* Stated task *
The data below should be printed in full, exactly, and without any of its images.

Begin Source material

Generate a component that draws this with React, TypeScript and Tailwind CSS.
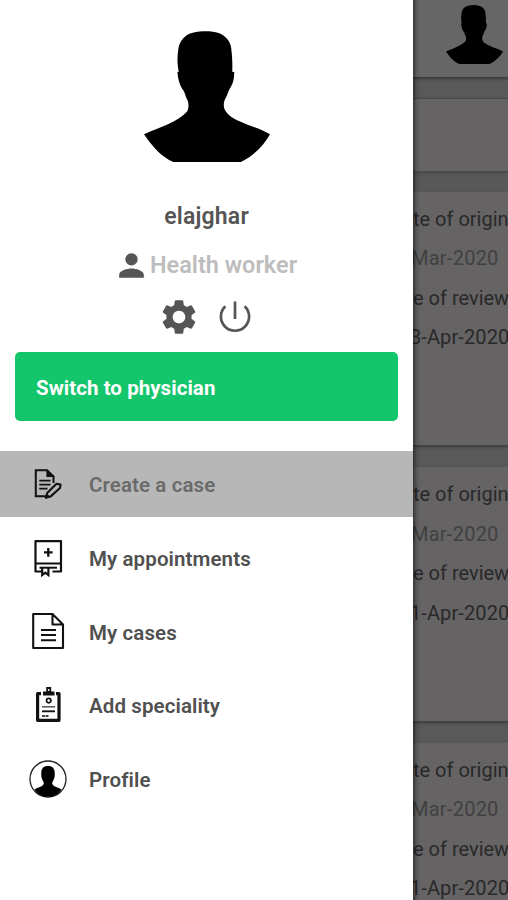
import { MdPerson, MdSettings } from "react-icons/md";

type IconProps = { className?: string };

type MenuItem = {
  label: string;
  icon: React.ReactNode;
  active?: boolean;
};

type CaseDates = {
  origin: string;
  review: string;
};

const Silhouette = ({ className }: IconProps) => (
  <svg viewBox="42 32 377 395" preserveAspectRatio="none" className={className}>
    <path d="M188 37C215 31 245 31 265 38C286 45 302 65 303 85C306 110 307 130 306 155L312 156C312 175 309 190 302 200C294 212 292 225 286 235C280 245 278 262 286 273C305 305 370 316 419 343C400 377 370 408 332 427L130 427C95 412 65 378 42 343C92 322 145 305 171 275C177 262 176 250 172 240C166 232 165 216 157 208C148 195 143 175 142 156L146 155C141 130 141 110 145 85C148 62 165 42 188 37Z" />
  </svg>
);

const PowerIcon = () => (
  <svg width="34" height="36" viewBox="0 0 34 36" fill="none" stroke="#555" strokeWidth="2.7">
    <path d="M7.4 7.3A14.1 14.1 0 1 0 26.6 7.3M17 2.5v17.5" />
  </svg>
);

const CreateIcon = () => (
  <svg width="36" height="36" viewBox="0 0 36 36" fill="none" stroke="#111" strokeWidth="2">
    <path d="M19 30.2H5.8V4.3H17L23.5 10.5V17" />
    <path d="M17 4.3V10.5H23.5Z" fill="#111" strokeWidth="1.2" />
    <path d="M9.3 14.7H20.5M9.3 18.7H20.5M9.3 22.7H17.5" strokeWidth="1.8" />
    <path d="M26.5 17.8L30.6 18.6L30 22L20.4 30.6L15.8 31.7L17.2 27Z" strokeWidth="2.1" strokeLinejoin="round" />
    <path d="M15 32.5L16.8 27.8L20.5 31Z" fill="#111" stroke="none" />
  </svg>
);

const AppointmentIcon = () => (
  <svg width="36" height="40" viewBox="0 0 36 40" fill="none" stroke="#111" strokeWidth="2.2">
    <path d="M12 33.5H5.5V3.2H31V33.5H22.5M5.5 25.5H31" strokeLinejoin="round" />
    <path d="M18.3 10V18.8M14 14.4H22.6" strokeWidth="2.3" />
    <path d="M9.5 29.7H27" strokeWidth="2" />
    <path d="M12.2 30V37L15.3 34.6L18.4 37V30" strokeWidth="2.2" />
  </svg>
);

const CasesIcon = () => (
  <svg width="36" height="40" viewBox="0 0 36 40" fill="none" stroke="#111" strokeWidth="2.1" strokeLinejoin="round">
    <path d="M3.2 3H22.5L33 13.5V37H3.2ZM22.5 3V13.5H33" />
    <path d="M11 19H26M11 24H26M11 29.3H26" />
  </svg>
);

const SpecialityIcon = () => (
  <svg width="36" height="40" viewBox="0 0 36 40" fill="none" stroke="#111">
    <path d="M11 8.7H7.6V35.3H29V8.7H26" strokeWidth="3.2" strokeLinejoin="round" />
    <path d="M13 6.5H16.2V2H21.2V6.5H24.5V10.6H13Z" fill="#111" stroke="none" />
    <circle cx="18.7" cy="5" r="0.9" fill="#fff" stroke="none" />
    <circle cx="18.7" cy="15.6" r="2.2" strokeWidth="1.7" />
    <path d="M12 21.8H25" stroke="#555" strokeWidth="1.5" />
    <path d="M12 26.3H25" strokeWidth="1.9" />
    <path d="M12 31H18.5" stroke="#444" strokeWidth="2" strokeDasharray="3 .6" />
  </svg>
);

const ProfileIcon = () => (
  <svg width="38" height="38" viewBox="0 0 38 38">
    <circle cx="19" cy="19" r="18" fill="#fff" stroke="#222" strokeWidth="1.3" />
    <path d="M19 6C24 6 26 9 25.7 14C26 18 24.4 20.5 23.2 22.5C23 27 29.5 27 32.5 29.5C26 39.3 12 39.3 5.5 29.5C8.5 27 15 27 14.8 22.5C13.6 20.5 12 18 12.3 14C12 9 14 6 19 6Z" />
  </svg>
);

const menu: MenuItem[] = [
  { label: "Create a case", icon: <CreateIcon />, active: true },
  { label: "My appointments", icon: <AppointmentIcon /> },
  { label: "My cases", icon: <CasesIcon /> },
  { label: "Add speciality", icon: <SpecialityIcon /> },
  { label: "Profile", icon: <ProfileIcon /> },
];

const cases: CaseDates[] = [
  { origin: "Mar-2020", review: "3-Apr-2020" },
  { origin: "Mar-2020", review: "1-Apr-2020" },
  { origin: "Mar-2020", review: "1-Apr-2020" },
];

const CaseCard = ({ item }: { item: CaseDates }) => (
  <div className="mb-[21px] h-[254.5px] shrink-0 whitespace-nowrap border-t border-[#575757] bg-[#656364] pt-[8.4px] text-[20px] leading-[39.5px] text-[#292929] shadow-[0_2px_3px_#3c3c3c]">
    <div>te of origin</div>
    <div className="-ml-[2px] tracking-[0.25px] text-[#414141]">{item.origin}</div>
    <div>e of review</div>
    <div className="-ml-[3px] tracking-[0.1px]">{item.review}</div>
  </div>
);

const App = () => {
  return (
    <div className="flex h-[900px] w-[508px] overflow-hidden bg-white font-['Roboto',sans-serif]">
      {/* DRAWER */}
      <aside className="flex w-[413px] shrink-0 flex-col bg-white">
        <div className="flex h-[352px] flex-col items-center pt-[31px]">
          <Silhouette className="h-[131px] w-[126px]" />
          <div className="mt-[39px] text-[23px] font-semibold leading-8 tracking-[0.2px] text-[#555]">elajghar</div>
          <div className="mt-[14px] flex h-9 items-center pr-[3px]">
            <MdPerson size={37} color="#555" />
            <span className="pt-px text-[23.5px] font-semibold text-[#bdbdbd]">Health worker</span>
          </div>
          <div className="mt-[13px] flex items-center gap-[18px] pr-[4px]">
            <MdSettings size={42} color="#555" />
            <PowerIcon />
          </div>
        </div>
        <button className="mx-[15px] flex h-[69px] shrink-0 items-center rounded-[5px] bg-[#13c56b] px-[21px] pt-[3px] text-[20.5px] font-bold tracking-[0.05px] text-white">
          Switch to physician
        </button>
        <nav className="mt-[30px]">
          {menu.map((item) => (
            <div
              key={item.label}
              className={
                item.active
                  ? "mb-1 flex h-[66px] items-center bg-[#b7b7b7] text-[#6b6b6b]"
                  : "flex h-[73.6px] items-center text-[#505050]"
              }
            >
              <div className="ml-[29px] flex w-[38px] justify-center">{item.icon}</div>
              <span className="ml-[22px] pt-[3px] text-[20.5px] font-semibold tracking-[0.1px]">{item.label}</span>
            </div>
          ))}
        </nav>
      </aside>

      {/* DIMMED PAGE */}
      <main className="flex w-[95px] flex-col overflow-hidden bg-[#585958]">
        <header className="flex h-[76.5px] shrink-0 justify-end bg-[#666] pr-[5px] pt-[5px] shadow-[0_2px_3px_#383838]">
          <Silhouette className="h-[59px] w-[57px]" />
        </header>
        <div className="mb-[20px] mt-[21px] h-[73px] shrink-0 border-t border-[#4a4a4a] bg-[#656364] shadow-[0_2px_4px_#464646]" />
        {cases.map((item, i) => (
          <CaseCard key={i} item={item} />
        ))}
      </main>
      {/* drawer edge shadow over the page */}
      <div className="relative -ml-[95px] w-[8px] shrink-0 bg-linear-to-r from-black/45 via-black/10 to-transparent" />
    </div>
  );
};

export default App;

End Source material

* Final answer *
Generate a component that draws this with React, TypeScript and Tailwind CSS.
import { MdPerson, MdSettings } from "react-icons/md";

type IconProps = { className?: string };

type MenuItem = {
  label: string;
  icon: React.ReactNode;
  active?: boolean;
};

type CaseDates = {
  origin: string;
  review: string;
};

const Silhouette = ({ className }: IconProps) => (
  <svg viewBox="42 32 377 395" preserveAspectRatio="none" className={className}>
    <path d="M188 37C215 31 245 31 265 38C286 45 302 65 303 85C306 110 307 130 306 155L312 156C312 175 309 190 302 200C294 212 292 225 286 235C280 245 278 262 286 273C305 305 370 316 419 343C400 377 370 408 332 427L130 427C95 412 65 378 42 343C92 322 145 305 171 275C177 262 176 250 172 240C166 232 165 216 157 208C148 195 143 175 142 156L146 155C141 130 141 110 145 85C148 62 165 42 188 37Z" />
  </svg>
);

const PowerIcon = () => (
  <svg width="34" height="36" viewBox="0 0 34 36" fill="none" stroke="#555" strokeWidth="2.7">
    <path d="M7.4 7.3A14.1 14.1 0 1 0 26.6 7.3M17 2.5v17.5" />
  </svg>
);

const CreateIcon = () => (
  <svg width="36" height="36" viewBox="0 0 36 36" fill="none" stroke="#111" strokeWidth="2">
    <path d="M19 30.2H5.8V4.3H17L23.5 10.5V17" />
    <path d="M17 4.3V10.5H23.5Z" fill="#111" strokeWidth="1.2" />
    <path d="M9.3 14.7H20.5M9.3 18.7H20.5M9.3 22.7H17.5" strokeWidth="1.8" />
    <path d="M26.5 17.8L30.6 18.6L30 22L20.4 30.6L15.8 31.7L17.2 27Z" strokeWidth="2.1" strokeLinejoin="round" />
    <path d="M15 32.5L16.8 27.8L20.5 31Z" fill="#111" stroke="none" />
  </svg>
);

const AppointmentIcon = () => (
  <svg width="36" height="40" viewBox="0 0 36 40" fill="none" stroke="#111" strokeWidth="2.2">
    <path d="M12 33.5H5.5V3.2H31V33.5H22.5M5.5 25.5H31" strokeLinejoin="round" />
    <path d="M18.3 10V18.8M14 14.4H22.6" strokeWidth="2.3" />
    <path d="M9.5 29.7H27" strokeWidth="2" />
    <path d="M12.2 30V37L15.3 34.6L18.4 37V30" strokeWidth="2.2" />
  </svg>
);

const CasesIcon = () => (
  <svg width="36" height="40" viewBox="0 0 36 40" fill="none" stroke="#111" strokeWidth="2.1" strokeLinejoin="round">
    <path d="M3.2 3H22.5L33 13.5V37H3.2ZM22.5 3V13.5H33" />
    <path d="M11 19H26M11 24H26M11 29.3H26" />
  </svg>
);

const SpecialityIcon = () => (
  <svg width="36" height="40" viewBox="0 0 36 40" fill="none" stroke="#111">
    <path d="M11 8.7H7.6V35.3H29V8.7H26" strokeWidth="3.2" strokeLinejoin="round" />
    <path d="M13 6.5H16.2V2H21.2V6.5H24.5V10.6H13Z" fill="#111" stroke="none" />
    <circle cx="18.7" cy="5" r="0.9" fill="#fff" stroke="none" />
    <circle cx="18.7" cy="15.6" r="2.2" strokeWidth="1.7" />
    <path d="M12 21.8H25" stroke="#555" strokeWidth="1.5" />
    <path d="M12 26.3H25" strokeWidth="1.9" />
    <path d="M12 31H18.5" stroke="#444" strokeWidth="2" strokeDasharray="3 .6" />
  </svg>
);

const ProfileIcon = () => (
  <svg width="38" height="38" viewBox="0 0 38 38">
    <circle cx="19" cy="19" r="18" fill="#fff" stroke="#222" strokeWidth="1.3" />
    <path d="M19 6C24 6 26 9 25.7 14C26 18 24.4 20.5 23.2 22.5C23 27 29.5 27 32.5 29.5C26 39.3 12 39.3 5.5 29.5C8.5 27 15 27 14.8 22.5C13.6 20.5 12 18 12.3 14C12 9 14 6 19 6Z" />
  </svg>
);

const menu: MenuItem[] = [
  { label: "Create a case", icon: <CreateIcon />, active: true },
  { label: "My appointments", icon: <AppointmentIcon /> },
  { label: "My cases", icon: <CasesIcon /> },
  { label: "Add speciality", icon: <SpecialityIcon /> },
  { label: "Profile", icon: <ProfileIcon /> },
];

const cases: CaseDates[] = [
  { origin: "Mar-2020", review: "3-Apr-2020" },
  { origin: "Mar-2020", review: "1-Apr-2020" },
  { origin: "Mar-2020", review: "1-Apr-2020" },
];

const CaseCard = ({ item }: { item: CaseDates }) => (
  <div className="mb-[21px] h-[254.5px] shrink-0 whitespace-nowrap border-t border-[#575757] bg-[#656364] pt-[8.4px] text-[20px] leading-[39.5px] text-[#292929] shadow-[0_2px_3px_#3c3c3c]">
    <div>te of origin</div>
    <div className="-ml-[2px] tracking-[0.25px] text-[#414141]">{item.origin}</div>
    <div>e of review</div>
    <div className="-ml-[3px] tracking-[0.1px]">{item.review}</div>
  </div>
);

const App = () => {
  return (
    <div className="flex h-[900px] w-[508px] overflow-hidden bg-white font-['Roboto',sans-serif]">
      {/* DRAWER */}
      <aside className="flex w-[413px] shrink-0 flex-col bg-white">
        <div className="flex h-[352px] flex-col items-center pt-[31px]">
          <Silhouette className="h-[131px] w-[126px]" />
          <div className="mt-[39px] text-[23px] font-semibold leading-8 tracking-[0.2px] text-[#555]">elajghar</div>
          <div className="mt-[14px] flex h-9 items-center pr-[3px]">
            <MdPerson size={37} color="#555" />
            <span className="pt-px text-[23.5px] font-semibold text-[#bdbdbd]">Health worker</span>
          </div>
          <div className="mt-[13px] flex items-center gap-[18px] pr-[4px]">
            <MdSettings size={42} color="#555" />
            <PowerIcon />
          </div>
        </div>
        <button className="mx-[15px] flex h-[69px] shrink-0 items-center rounded-[5px] bg-[#13c56b] px-[21px] pt-[3px] text-[20.5px] font-bold tracking-[0.05px] text-white">
          Switch to physician
        </button>
        <nav className="mt-[30px]">
          {menu.map((item) => (
            <div
              key={item.label}
              className={
                item.active
                  ? "mb-1 flex h-[66px] items-center bg-[#b7b7b7] text-[#6b6b6b]"
                  : "flex h-[73.6px] items-center text-[#505050]"
              }
            >
              <div className="ml-[29px] flex w-[38px] justify-center">{item.icon}</div>
              <span className="ml-[22px] pt-[3px] text-[20.5px] font-semibold tracking-[0.1px]">{item.label}</span>
            </div>
          ))}
        </nav>
      </aside>

      {/* DIMMED PAGE */}
      <main className="flex w-[95px] flex-col overflow-hidden bg-[#585958]">
        <header className="flex h-[76.5px] shrink-0 justify-end bg-[#666] pr-[5px] pt-[5px] shadow-[0_2px_3px_#383838]">
          <Silhouette className="h-[59px] w-[57px]" />
        </header>
        <div className="mb-[20px] mt-[21px] h-[73px] shrink-0 border-t border-[#4a4a4a] bg-[#656364] shadow-[0_2px_4px_#464646]" />
        {cases.map((item, i) => (
          <CaseCard key={i} item={item} />
        ))}
      </main>
      {/* drawer edge shadow over the page */}
      <div className="relative -ml-[95px] w-[8px] shrink-0 bg-linear-to-r from-black/45 via-black/10 to-transparent" />
    </div>
  );
};

export default App;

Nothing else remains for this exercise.